By Margo Hearne
As November rolls along we remember the birds of summer, the migrants of fall, and the passing of the seasons. We had a warm, dry summer and the birds fared quite well. Warblers and thrushes came and went. Crane chicks were reported from around the island although the pair in the Delkatla Wildife Sanctuary did not seem to have had success. It’s the way of the world.
We were out in the briny deep again this week — the ferry sailed on time and White-winged Scoters fled from the ship as they often do. There were very few shearwaters. They have returned to their nesting grounds in New Zealand and the southern Pacific islands as though it is no trouble at all for a bird weighing 740 grams to fly around the world a few times a year. They catch the upwellings and updrafts and seem to soar along casually, wings outstretched, disappearing and reappearing as the troughs rise and fall.
It seems an odd, lonely life especially when there are only one or two in Hecate Strait. Most shearwaters are on a mission to get to their nesting grounds before someone else takes over. Their population numbers are decreasing, not only from our own intrusions, but from the vagaries of the wild world itself. One year, thousands of shearwaters got caught up in the wrong air current for some reason and landed on the beaches in Alaska where they died by the hundreds. There was no accounting for it, it just happened.
We don’t really know what goes on out there, and we should. A major new report from the World Wildlife Fund has detailed how “humans have wiped out 60 per cent of mammals, fish and reptiles since 1970 as consumption of food and resources by the global population destabilises the web of life.” This has only happened in the last 48 years, not thousands of years as one would expect from such a dramatic decline. We need to know more before it’s all gone. Little Boy Blue, who should be out there blowing his horn to warn of the impending loss of our future, is asleep under the haystack and we all sleep with him.
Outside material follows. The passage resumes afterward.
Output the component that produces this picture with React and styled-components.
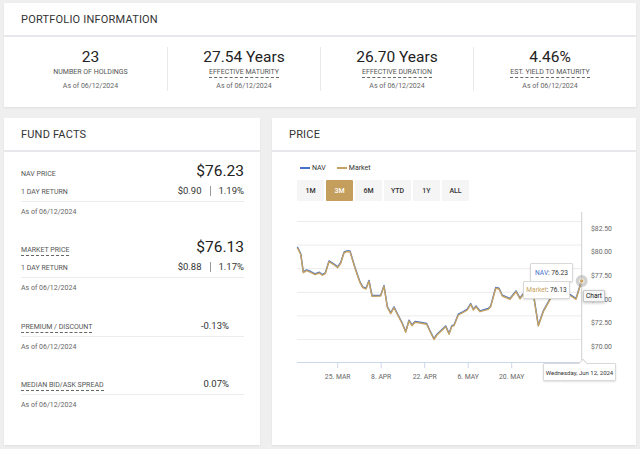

There are geese in the Masset meadows — not just any old geese, but a range of shapes and sizes. Five Snow Geese feed with 24 White-Fronted Geese. Peter has just come in from the field to report that, in the larger Canada Goose group there are two Moffitti (Greater Canada Goose), 28 Duskys and three Lesser Canada Goose. In the Cackling group are 16 Minima, 23 Aleutian and seven Richardson’s. Alan Brooks, that wonderful artist and ornithologist had Richardson’s Geese in Masset in 1920. So they are still around despite all the bad environmental news. And the Trumpeter Swans have arrived. Barbara at Sitka reported that “in the high water, because of the high tide, three swans arrived here on Nov. 6. There was no fanfare, they were just there.”